**Data shown**.

────────

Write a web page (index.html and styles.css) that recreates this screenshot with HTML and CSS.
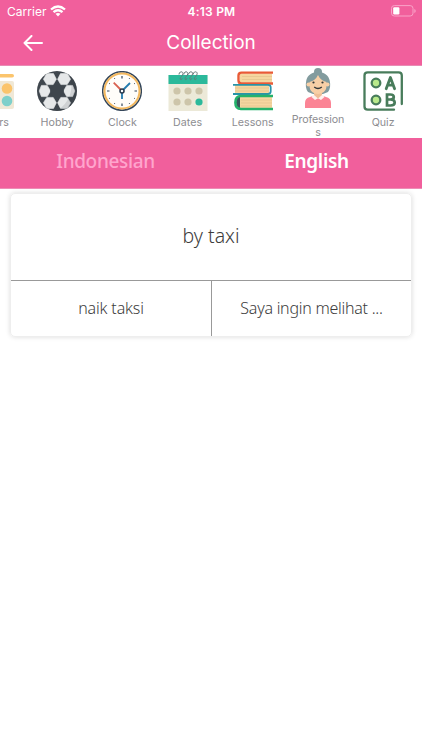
FILE: index.html
```html
<!DOCTYPE html>
<html lang="en">
<head>
<meta charset="utf-8">
<title>Collection</title>
<link rel="stylesheet" href="styles.css">
</head>
<body>
<header class="top">
  <div class="status">
    <div class="carrier"><span>Carrier</span>
      <svg width="16" height="12" viewBox="0 0 16 12" fill="none" stroke="#fff" stroke-width="2.3"><path d="M1 4.5Q8-1.6 15 4.5M3.5 7.2Q8 3.2 12.5 7.2"/><path d="M5.5 8.8Q8 7 10.5 8.8L8 11.4Z" fill="#fff" stroke="none"/></svg>
    </div>
    <span class="time">4:13 PM</span>
    <svg class="battery" width="25" height="12" viewBox="0 0 25 12"><rect x=".5" y=".6" width="21.5" height="10.4" rx="2.8" fill="none" stroke="#f9a3c8"/><rect x="2.2" y="2.2" width="6.2" height="7.2" rx="1.2" fill="#fff"/><path d="M23.3 4v4q1.4-.7 1.4-2t-1.4-2" fill="#f9a3c8"/></svg>
  </div>
  <div class="nav">
    <svg class="back" width="20" height="16" viewBox="0 0 20 16" fill="none" stroke="#fff" stroke-width="2" stroke-linecap="round" stroke-linejoin="round"><path d="M19 8H1.5M8.5 1L1.5 8l7 7"/></svg>
    <h1>Collection</h1>
  </div>
</header>

<nav class="strip">
  <div class="item first">
    <svg viewBox="0 0 40 40"><rect x="1" y="3" width="39" height="3.6" rx="1.8" fill="#fbc46c"/><rect x="1" y="10" width="39" height="28" rx="2" fill="#f0e8d6"/><circle cx="33" cy="17.5" r="5.3" fill="#fbc46c"/><circle cx="33" cy="30" r="5.3" fill="#7fd0cb"/></svg>
    <span>Colors</span>
  </div>
  <div class="item">
    <svg viewBox="0 0 40 40">
      <defs><clipPath id="ball"><circle cx="20" cy="20" r="20"/></clipPath></defs>
      <g clip-path="url(#ball)"><rect width="40" height="40" fill="#3f464d"/>
      <g fill="#e6e8e9" stroke="#e6e8e9" stroke-width=".6" stroke-linejoin="round">
        <path d="M9.7 2.6h6.8l2.9 5.6-3.2 5.4H9.8L6.4 8.2Z"/>
        <path d="M30.3 2.6h-6.8l-2.9 5.6 3.2 5.4h6.4l3.4-5.4Z"/>
        <path d="M4.4 14.4h5.9l3.2 5.6-3.2 5.6H4.4L2.2 20Z"/>
        <path d="M35.6 14.4h-5.9L26.5 20l3.2 5.6h5.9L37.8 20Z"/>
        <path d="M9.7 37.4h6.8l2.9-5.6-3.2-5.4H9.8l-3.4 5.4Z"/>
        <path d="M30.3 37.4h-6.8l-2.9-5.6 3.2-5.4h6.4l3.4 5.4Z"/>
      </g>
      <path d="M16.5 14h7l3.6 6-3.6 6h-7l-3.6-6Z" fill="#3f464d"/>
      <path d="M33 4Q39 27 20 40H40V4Z" fill="#26303a" opacity=".12"/></g>
    </svg>
    <span>Hobby</span>
  </div>
  <div class="item">
    <svg viewBox="0 0 40 40"><circle cx="20" cy="20" r="19.3" fill="#fff" stroke="#34465a" stroke-width="1.5"/><circle cx="20" cy="20" r="17.5" fill="#fffdf9" stroke="#f3b85e" stroke-width="2"/><path d="M20 5v2.5M20 32.5V35M5 20h2.5M32.5 20H35" stroke="#34465a" stroke-width="1.2"/><path d="M12.4 7.2l.5.8M7.2 12.4l.8.5M27.1 32l.5.8M32 27.1l.8.5M27.6 7.2l-.5.8M32.8 12.4l-.8.5M12.9 32l-.5.8M8 27.1l-.8.5" stroke="#34465a" stroke-width="1"/><path d="m20 20-8.3-8.3" stroke="#d9614f" stroke-width="1.8"/><path d="m20 20 8-8M20 20v8" stroke="#267cae" stroke-width="1.8"/><circle cx="20" cy="20" r="2" fill="#fff" stroke="#29394b" stroke-width="1.5"/></svg>
    <span>Clock</span>
  </div>
  <div class="item">
    <svg viewBox="0 0 40 40"><path d="M.5 4h39v36H.5z" fill="#ece9d8"/><path d="M.5 4h39v9H.5z" fill="#2bb99b"/><g fill="#cdc5aa"><circle cx="9" cy="20" r="3.6"/><circle cx="20" cy="20" r="3.6"/><circle cx="31" cy="20" r="3.6"/><circle cx="9" cy="31" r="3.6"/><circle cx="20" cy="31" r="3.6"/></g><circle cx="31" cy="31" r="3.6" fill="#2bb99b"/><g fill="none" stroke="#687779" stroke-width="1"><path id="ring" d="M11 3.5C11 .2 15 0 15 2.5S12 6 12.2 7.7s2 .8 2-.5"/><use href="#ring" x="4.8"/><use href="#ring" x="9.6"/><use href="#ring" x="14.2"/></g></svg>
    <span>Dates</span>
  </div>
  <div class="item">
    <svg viewBox="0 0 40 40"><path d="M7 2.5h32v9H7z" fill="#f5d6a0"/><path d="M9 5.5h30M9 8.5h30" stroke="#e3c28d" stroke-width=".7"/><path d="M40 1.6H8.5Q5.5 1.6 5.5 4.5v5q0 3 3 3H40" fill="none" stroke="#e95b36" stroke-width="2.4"/><path d="M2 14h34v9H2z" fill="#f5d6a0"/><path d="M2 17h34M2 20h34" stroke="#e3c28d" stroke-width=".7"/><path d="M0 13.8h35q2.7 0 2.7 2.5v4q0 2.7-2.7 2.7H0" fill="none" stroke="#2994a8" stroke-width="1.8"/><path d="M7 26h32v11H7z" fill="#f5d6a0"/><path d="M8 29h31M8 32h31M8 35h31" stroke="#e3c28d" stroke-width=".7"/><path d="M7 25Q3 26 3 31.3T7 38Z" fill="#3b555a"/><path d="M40 25H8Q2.4 25 2.4 31.5T8 38h32" fill="none" stroke="#25b26b" stroke-width="2.6"/></svg>
    <span>Lessons</span>
  </div>
  <div class="item two-line">
    <svg viewBox="0 0 40 40"><circle cx="20" cy="4" r="4" fill="#829b9e"/><path d="M10 24Q6.8 20 8.2 13C10 1 30 1 31.8 13q1.4 7-1.8 11l-5 2H15Z" fill="#829b9e"/><path d="M16 21h8v7l-4 4-4-4Z" fill="#eebe96"/><path d="M11.5 14Q17.5 12.5 20 7q2.5 5.5 8.5 7v4c0 10.5-17 10.5-17 0Z" fill="#f8cfa6"/><circle cx="10.5" cy="16.5" r="2" fill="#f8cfa6"/><circle cx="29.5" cy="16.5" r="2" fill="#f8cfa6"/><circle cx="15.5" cy="14.5" r="1.1" fill="#34383a"/><circle cx="24.5" cy="14.5" r="1.1" fill="#34383a"/><path d="M16.2 19Q20 22 23.8 19" fill="none" stroke="#34383a" stroke-width="1.4"/><path d="M7 40v-5q0-5 5-6l4-1.5 4 3.5 4-3.5 4 1.5q5 1 5 6v5Z" fill="#fb8495"/><path d="m15.5 26.5 4.5 4 4.5-4 2 2.5-3.5 3-3-1.7-3 1.7-3.5-3Z" fill="#fff0ee"/></svg>
    <span>Professions</span>
  </div>
  <div class="item">
    <svg viewBox="0 0 40 40"><g fill="none" stroke="#487c5b" stroke-width="2.3" stroke-linecap="round"><path d="M38.8 33V4.5q0-3.2-3.2-3.2H4.7Q1.5 1.3 1.5 4.5v31q0 3.2 3.2 3.2H31"/><g fill="#b9e98b"><circle cx="13" cy="12" r="4.3"/><circle cx="13" cy="29" r="4.3"/></g><path d="M23.2 17.8 27.4 6.5 31.6 17.8M24.8 14.2h5.2" stroke-width="2.8" stroke-linejoin="round"/><path d="M24 23.5V34.5h3.5q4.2 0 4.2-3t-4.2-3H24h3.2q3.6 0 3.6-2.5t-3.6-2.5Z" stroke-width="2.7"/></g></svg>
    <span>Quiz</span>
  </div>
</nav>

<div class="tabs">
  <button class="tab muted">Indonesian</button>
  <button class="tab">English</button>
</div>

<main>
  <section class="card">
    <div class="word">by taxi</div>
    <div class="answers">
      <div class="answer">naik taksi</div>
      <div class="answer long">Saya ingin melihat ...</div>
    </div>
  </section>
</main>
</body>
</html>
```

FILE: styles.css
```css
* { box-sizing: border-box; }
body { margin: 0; height: 750px; background: #fff; overflow: hidden; font-family: "Noto Sans", sans-serif; }
svg { display: block; }

.top { height: 66px; background: #f15f9c; color: #fff; font-family: Inter, sans-serif; border-bottom: 1px solid #e88bb4; }
.status { display: grid; grid-template-columns: 1fr auto 1fr; align-items: center; height: 22px; padding: 0 6px 0 7px; font-size: 12px; }
.carrier { display: flex; align-items: center; gap: 4px; letter-spacing: .02px; }
.time { font-weight: 600; letter-spacing: .2px; }
.battery { justify-self: end; margin-top: -1px; }
.nav { display: grid; grid-template-columns: 60px 1fr 60px; align-items: center; height: 42px; }
.back { margin-left: 23px; }
h1 { margin: 0; text-align: center; font-size: 19px; font-weight: 400; line-height: 24px; letter-spacing: -.05px; }

.strip { display: flex; height: 72px; margin-left: -40.6px; width: 464px; }
.item { flex: 0 0 65.2px; display: flex; flex-direction: column; align-items: center; padding: 5px 5px 0; }
.item svg { width: 40px; height: 40px; flex: none; }
.item span { width: 100%; margin-top: 5px; text-align: center; font: 10.7px/13px Inter, sans-serif; letter-spacing: 0; color: #8d8d91; overflow-wrap: anywhere; }
.item.two-line { padding-top: 2px; }
.item.two-line span { width: 55px; letter-spacing: -.1px; }
.item.first { padding-left: 7px; padding-right: 3px; }
.item.first span { padding-right: 3px; }

.tabs { display: grid; grid-template-columns: 1fr 1fr; height: 51px; background: #f15f9c; border-bottom: 1px solid #ee8db6; }
.tab { border: 0; background: none; padding: 0 0 4px; color: #fff; font: 600 19px/24px "Noto Sans", sans-serif; letter-spacing: -.35px; }
.tab.muted { color: #ffa5cd; font-weight: 500; }

main { padding: 4px 10px; }
.card { height: 144px; display: flex; flex-direction: column; border: 1px solid #eee; border-radius: 5px; box-shadow: 0 0 5px rgba(0,0,0,.14); color: #3c3c3c; font-weight: 330; }
.word { height: 86px; padding-bottom: 3px; display: flex; align-items: center; justify-content: center; font-size: 19.5px; }
.answers { flex: 1; display: grid; grid-template-columns: 1fr 1fr; border-top: 1px solid #999; }
.answer { display: flex; align-items: center; justify-content: center; padding-bottom: 2px; font-size: 16px; letter-spacing: -.15px; white-space: nowrap; }
.answer.long { letter-spacing: -.25px; }
.answer + .answer { border-left: 1px solid #999; }
```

────────

**Exercise goal**. Say how many lines of the data hold the string "styles". Reply with the number alone.

**Response to this exercise**. 3